The story of the rise of Spanish dictator Francisco Franco in 1936 is often overshadowed by that of the country’s civil war and its entanglement across the other major developments in Europe at the time. But Spanish fascism was also driven by an enduring set of beliefs – which were so thoroughly odious and absurd – that it is a significant challenge to unravel how so many came to support the dictatorship and permit its genocide.
Sir Paul Preston is among the greatest living historians on this period in Spain, and the Departures podcast was fortunate to host him on a discussion of his most recent book, “Architects of Terror: Paranoia, Conspiracy and Anti-Semitism in Franco’s Spain.”
In his conversation with Robert Amsterdam, Preston explores the rather insane alleged scheme for world domination by a non-existent “Jewish-Masonic-Bolshevik Conspiracy,” and how so many people bought into this false propaganda leading to the slaughter of half a million people.

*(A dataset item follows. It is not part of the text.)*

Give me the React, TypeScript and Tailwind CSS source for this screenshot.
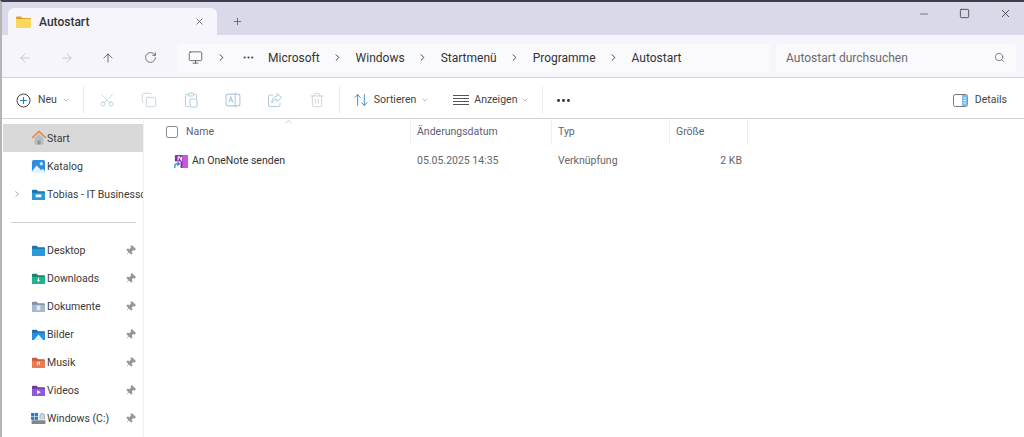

Despite the fact that Spain had only a tiny minority of Jews and Freemasons, Franco and his inner circle were ardent believers in this fabricated conspiracy and spread the notion that the survival of Catholic Spain. With this conspiracy, there were also the establishment’s economic interests, which required the complete elimination of all Jews. A harrowing history of a hidden holocaust, Preston’s book highlights how so much danger comes with disinformation, and how the most extreme ideologies can enter the mainstream.